Assim, à questão “Deverá o tolerante tolerar o intolerante?”, deverá ser dado em resposta um retumbante “Não”. A tolerância tem de se proteger a si própria. Pode fazê-lo facilmente, dizendo que todos podem expor um ponto de vista mas ninguém pode forçar os outros a aceitá-lo. A única coerção deve ser a da argumentação; a única obrigação, o raciocínio honesto.
Helen
Keller disse que “o resultado mais elevado da educação é a tolerância”,
e estava certa: pode confiar-se em que, na maioria dos casos, o
raciocínio imparcial de um espírito informado favorecerá o bem e a
verdade.
A intolerância é um fenômeno psicologicamente interessante porque é sintomático de insegurança e medo.

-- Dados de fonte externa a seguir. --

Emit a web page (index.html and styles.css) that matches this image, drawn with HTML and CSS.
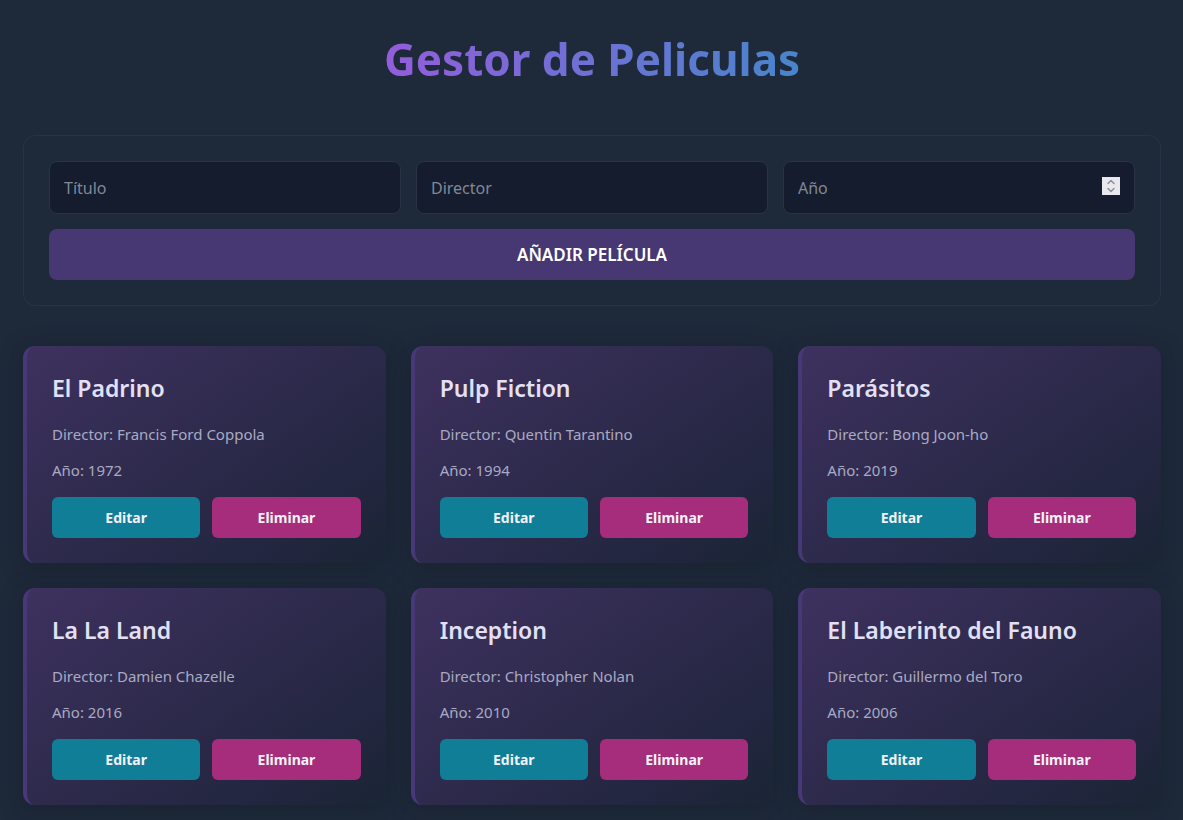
FILE: index.html
```html
<!DOCTYPE html>
<html lang="es">
<head>
<meta charset="utf-8">
<meta name="viewport" content="width=device-width, initial-scale=1">
<title>Gestor de Peliculas</title>
<link rel="stylesheet" href="styles.css">
</head>
<body>
<main class="page">
  <h1 class="page-title">Gestor de Peliculas</h1>
  <form class="movie-form">
    <input class="field" type="text" placeholder="Título" aria-label="Título">
    <input class="field" type="text" placeholder="Director" aria-label="Director">
    <input class="field" type="number" placeholder="Año" aria-label="Año">
    <button class="submit" type="button">Añadir película</button>
  </form>
  <section class="movies" aria-label="Películas">
    <article class="card">
      <h2 class="card-title">El Padrino</h2>
      <p class="card-text">Director: Francis Ford Coppola</p>
      <p class="card-text">Año: 1972</p>
      <div class="actions"><button class="btn edit" type="button">Editar</button><button class="btn delete" type="button">Eliminar</button></div>
    </article>
    <article class="card">
      <h2 class="card-title">Pulp Fiction</h2>
      <p class="card-text">Director: Quentin Tarantino</p>
      <p class="card-text">Año: 1994</p>
      <div class="actions"><button class="btn edit" type="button">Editar</button><button class="btn delete" type="button">Eliminar</button></div>
    </article>
    <article class="card">
      <h2 class="card-title">Parásitos</h2>
      <p class="card-text">Director: Bong Joon-ho</p>
      <p class="card-text">Año: 2019</p>
      <div class="actions"><button class="btn edit" type="button">Editar</button><button class="btn delete" type="button">Eliminar</button></div>
    </article>
    <article class="card">
      <h2 class="card-title">La La Land</h2>
      <p class="card-text">Director: Damien Chazelle</p>
      <p class="card-text">Año: 2016</p>
      <div class="actions"><button class="btn edit" type="button">Editar</button><button class="btn delete" type="button">Eliminar</button></div>
    </article>
    <article class="card">
      <h2 class="card-title">Inception</h2>
      <p class="card-text">Director: Christopher Nolan</p>
      <p class="card-text">Año: 2010</p>
      <div class="actions"><button class="btn edit" type="button">Editar</button><button class="btn delete" type="button">Eliminar</button></div>
    </article>
    <article class="card">
      <h2 class="card-title">El Laberinto del Fauno</h2>
      <p class="card-text">Director: Guillermo del Toro</p>
      <p class="card-text">Año: 2006</p>
      <div class="actions"><button class="btn edit" type="button">Editar</button><button class="btn delete" type="button">Eliminar</button></div>
    </article>
  </section>
</main>
</body>
</html>
```
FILE: styles.css
```css
* { box-sizing: border-box; }

body {
  margin: 0;
  min-height: 100vh;
  background: #1e293a;
  color: #e2e0f5;
  font-family: "Noto Sans", sans-serif;
  font-size: 16px;
}

.page { padding: 29px 22px 14px 23px; }

.page-title {
  width: fit-content;
  margin: 0 auto 46px;
  padding: 0;
  font-size: 44px;
  line-height: 60px;
  font-weight: 700;
  background: linear-gradient(90deg, #935ddc, #4885cc);
  -webkit-background-clip: text;
  background-clip: text;
  color: transparent;
}

.movie-form {
  display: grid;
  grid-template-columns: repeat(3, minmax(0, 1fr));
  gap: 15px;
  padding: 25px;
  margin-bottom: 40px;
  border: 1px solid #283345;
  border-radius: 12px;
}

.field {
  width: 100%;
  height: 53px;
  padding: 14px;
  border: 1px solid #283345;
  border-radius: 8px;
  background: #141c2e;
  color: #e2e0f5;
  font: inherit;
}

.field::placeholder { color: #818896; }

.field::-webkit-inner-spin-button {
  -webkit-appearance: none;
  appearance: none;
  width: 18px;
  height: 18px;
  opacity: 1;
  background: #e9e9ed url("data:image/svg+xml,%3Csvg xmlns='http://www.w3.org/2000/svg' width='18' height='18' fill='none' stroke='%238f8f9d' stroke-width='1.5' stroke-linecap='round' stroke-linejoin='round'%3E%3Cpath d='M6 6.5l3-3 3 3M6 11.5l3 3 3-3'/%3E%3C/svg%3E") center no-repeat;
}

.submit {
  grid-column: 1 / -1;
  padding: 14px;
  border: 0;
  border-radius: 8px;
  background: #473873;
  color: #ffffff;
  font: inherit;
  font-size: 17px;
  line-height: 23px;
  font-weight: 650;
  text-transform: uppercase;
}

.movies {
  display: grid;
  grid-template-columns: repeat(3, minmax(0, 1fr));
  gap: 25px;
}

.card {
  padding: 25px;
  border-left: 4px solid #473877;
  border-radius: 12px;
  background: linear-gradient(145deg, #3e315f, #22263f 80%, #1a2534);
  box-shadow: 0 4px 20px rgba(20, 28, 40, 0.5);
}

.card-title {
  margin: 0 0 17px;
  font-size: 23px;
  line-height: 34px;
  font-weight: 650;
}

.card-text {
  margin: 0 0 12px;
  color: #a9aac4;
  font-size: 15px;
  line-height: 24px;
}

.actions {
  display: grid;
  grid-template-columns: 1fr 1fr;
  gap: 12px;
  padding-top: 3px;
}

.btn {
  padding: 10px;
  border: 0;
  border-radius: 6px;
  color: #f4f2fa;
  font: inherit;
  font-size: 14px;
  line-height: 21px;
  font-weight: 700;
}

.edit { background: #117e98; }
.delete { background: #a62d7b; }
```
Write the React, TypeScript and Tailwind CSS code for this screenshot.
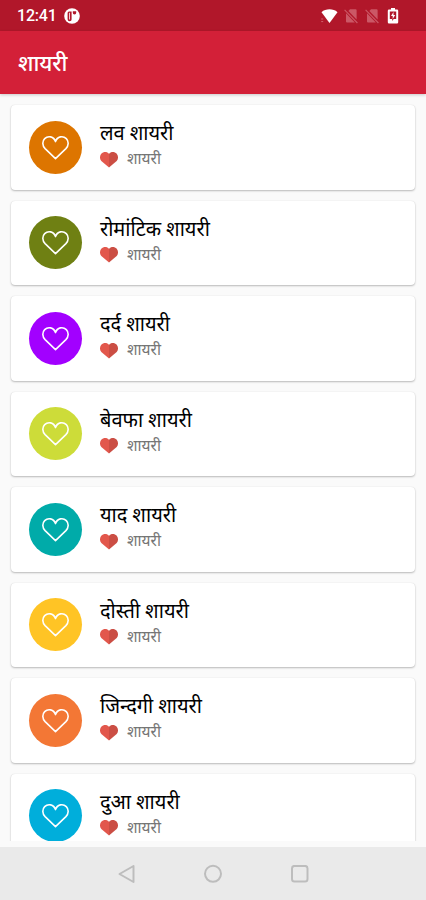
type Category = {
  id: number;
  name: string;
  color: string;
};

const CATEGORIES: Category[] = [
  { id: 1, name: "लव शायरी", color: "bg-[#dd7500]" },
  { id: 2, name: "रोमांटिक शायरी", color: "bg-[#6f8013]" },
  { id: 3, name: "दर्द शायरी", color: "bg-[#a200ff]" },
  { id: 4, name: "बेवफा शायरी", color: "bg-[#cddc39]" },
  { id: 5, name: "याद शायरी", color: "bg-[#00aba9]" },
  { id: 6, name: "दोस्ती शायरी", color: "bg-[#ffc425]" },
  { id: 7, name: "जिन्दगी शायरी", color: "bg-[#f37735]" },
  { id: 8, name: "दुआ शायरी", color: "bg-[#00aedb]" },
];

function HeartOutline() {
  return (
    <svg width="27" height="25" viewBox="0 0 27 25" fill="none" aria-hidden="true">
      <path
        d="M13.5 23.6 3.1 13.6C.2 10.6.1 6.3 2.7 3.6 5.9.4 11.8 1.2 13.5 6.6 15.2 1.2 21.1.4 24.3 3.6c2.6 2.7 2.5 7-.4 10L13.5 23.6Z"
        stroke="white"
        strokeWidth="1.6"
        strokeLinejoin="round"
      />
    </svg>
  );
}

function RedHeart() {
  return (
    <svg width="18" height="16" viewBox="0 0 18 16" aria-hidden="true">
      <path d="M9 15.6 1.3 9C-.5 7-.4 3.5 1.3 1.7 3.6-.6 7.3-.4 9 2Z" fill="#e2574c" />
      <path d="m9 15.6 7.7-6.6c1.8-2 1.7-5.5 0-7.3C14.4-.6 10.7-.4 9 2Z" fill="#cb4e44" />
    </svg>
  );
}

function NoSim() {
  return (
    <svg width="14" height="16" viewBox="0 0 14 16" aria-hidden="true">
      <path d="M6 1.2H11.6q1 0 1 1v9.2L4.4 3Z" fill="#cb5866" />
      <path d="M2 5.2 10.8 14.6H3q-1 0-1-1Z" fill="#cb5866" />
      <path d="m.6 1.9 12.8 13.1" stroke="#cb5866" strokeWidth="1.1" />
    </svg>
  );
}

function StatusBar() {
  return (
    <div className="flex h-[31px] shrink-0 items-center bg-[#b1172a] pl-[17px] pr-[27px] text-white">
      <span className="w-[47px] text-[16px] font-medium leading-none tracking-[-0.2px]">12:41</span>
      <svg width="16" height="16" viewBox="0 0 16 16" aria-hidden="true">
        <circle cx="8" cy="8" r="7.8" fill="white" />
        <path d="M3.6 5Q3.6 3.4 5 3.4h2.6v8.2q0 1.6-1.8 1.6-2.2 0-2.2-2Z" fill="#b1172a" />
        <path d="M5.2 4.8h.8v6.8h-.8Z" fill="white" />
        <path d="M8.8 3.3h3.4v1.5a1.7 1.7 0 0 1-3.4 0Z" fill="#b1172a" />
      </svg>
      <div className="ml-auto flex items-center">
        <svg className="mr-[6px]" width="18" height="16" viewBox="0 0 18 16" aria-hidden="true">
          <path d="M1.5 4.2C5.7.4 13.3.4 17.5 4.2L9.5 15Z" fill="white" />
          <path d="M1.2 11h2M1.2 13.6h2" stroke="#d0606e" strokeWidth="1" />
        </svg>
        <NoSim />
        <span className="w-[7px]" />
        <NoSim />
        <svg className="ml-[8px]" width="12" height="16" viewBox="0 0 12 16" aria-hidden="true">
          <path d="M4 0h4v1.5h2q1.2 0 1.2 1.2v11.6q0 1.3-1.2 1.3H2q-1.2 0-1.2-1.3V2.7Q.8 1.5 2 1.5h2Z" fill="white" />
          <path d="M2.8 3.5h6.4V11H2.8Z" fill="#b1172a" />
          <path d="M6.5 4 4 8h1.7v3L8.2 7H6.5Z" fill="white" />
          <path d="m5.2 11 1.5 0-1.5 2Z" fill="#b1172a" />
        </svg>
      </div>
    </div>
  );
}

function CategoryCard({ category }: { category: Category }) {
  return (
    <li className="flex h-[84.5px] shrink-0 items-center rounded-[4px] bg-white pb-[0.5px] pl-[18px] shadow-[0_1px_2px_rgba(0,0,0,0.25),0_0_1px_rgba(0,0,0,0.12)]">
      <div className={`flex size-[53px] shrink-0 items-center justify-center rounded-full ${category.color}`}>
        <HeartOutline />
      </div>
      <div className="ml-[18px] h-full pt-[12px]">
        <p className="h-[33px] whitespace-nowrap text-[20px] leading-[32px] text-black">{category.name}</p>
        <div className="flex h-[18px] items-start gap-[9px]">
          <span className="pt-[1.5px]">
            <RedHeart />
          </span>
          <span className="whitespace-nowrap text-[15.5px] leading-[18px] text-[#757575]">शायरी</span>
        </div>
      </div>
    </li>
  );
}

function NavigationBar() {
  return (
    <nav className="flex h-[53px] shrink-0 items-center justify-center gap-[68px] bg-[#eaeaea]">
      <svg width="18" height="20" viewBox="0 0 18 20" fill="none" aria-hidden="true">
        <path d="M16.5 2v16L2.5 10Z" stroke="#bdbdbd" strokeWidth="2" strokeLinejoin="round" />
      </svg>
      <svg width="20" height="20" viewBox="0 0 20 20" fill="none" aria-hidden="true">
        <circle cx="10" cy="9.8" r="8" stroke="#bdbdbd" strokeWidth="2" />
      </svg>
      <svg width="18" height="18" viewBox="0 0 18 18" fill="none" aria-hidden="true">
        <rect x="1" y="0.9" width="15.5" height="15.5" rx="2.5" stroke="#bdbdbd" strokeWidth="2" />
      </svg>
    </nav>
  );
}

export default function App() {
  return (
    <main className="flex h-[900px] w-[426px] flex-col overflow-hidden bg-[#fafafa] font-[Roboto,'Noto_Sans_Devanagari','Noto_Sans',sans-serif]">
      <StatusBar />
      <header className="z-10 flex h-[63px] shrink-0 items-center bg-[#d32038] pl-[18px] pt-[2px] shadow-[0_1px_3px_rgba(0,0,0,0.2)]">
        <h1 className="text-[22px] font-medium leading-[32px] tracking-[-0.1px] text-white">शायरी</h1>
      </header>
      <ul className="flex h-[747px] shrink-0 flex-col gap-[11px] overflow-hidden px-[11px] pt-[11px]">
        {CATEGORIES.map((category) => (
          <CategoryCard key={category.id} category={category} />
        ))}
      </ul>
      <div className="h-[6px] shrink-0" />
      <NavigationBar />
    </main>
  );
}
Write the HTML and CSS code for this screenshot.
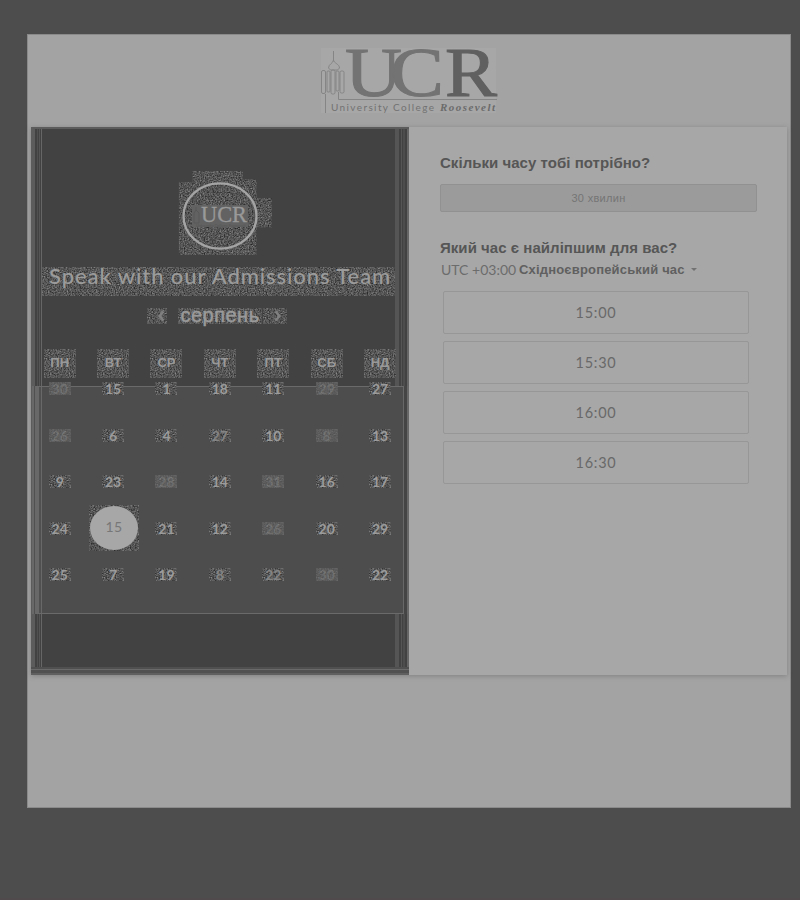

Os fanáticos que, se pudessem, nos obrigariam a agir em conformidade
com o seu modo de pensar, poderiam pretender estar a tentar salvar a
nossa alma, mesmo contra nossa vontade, mas, na verdade, fá-lo-iam
porque se sentiam ameaçados. Os talibãs do Afeganistão obrigam as
mulheres a usar véu, a ficar em casa e a desistir da sua educação e do
seu emprego porque temem a sua liberdade. Os velhos tornam-se
intolerantes para com os jovens quando ficam alarmados com a indiferença
votada pela juventude ao que eles há muito conhecem e estimam.
O medo gera a intolerância e a intolerância gera o medo: o ciclo é vicioso. Mas
a tolerância e o seu oposto não são apenas formas, nem sequer sempre,
de aceitação e rejeição, respectivamente. É possível tolerar uma crença
ou uma prática sem a aceitar. O que subjaz à tolerância é o reconhecimento de que o mundo é suficientemente vasto para permitir a coexistência de alternativas, e se nos sentimos ofendidos pelo que os outros fazem é porque já nos deixamos envolver demasiado.
Toleramos
melhor os outros quando sabemos como tolerar-nos a nós mesmos; aprender
a fazê-lo constitui um objetivo da vida civilizada.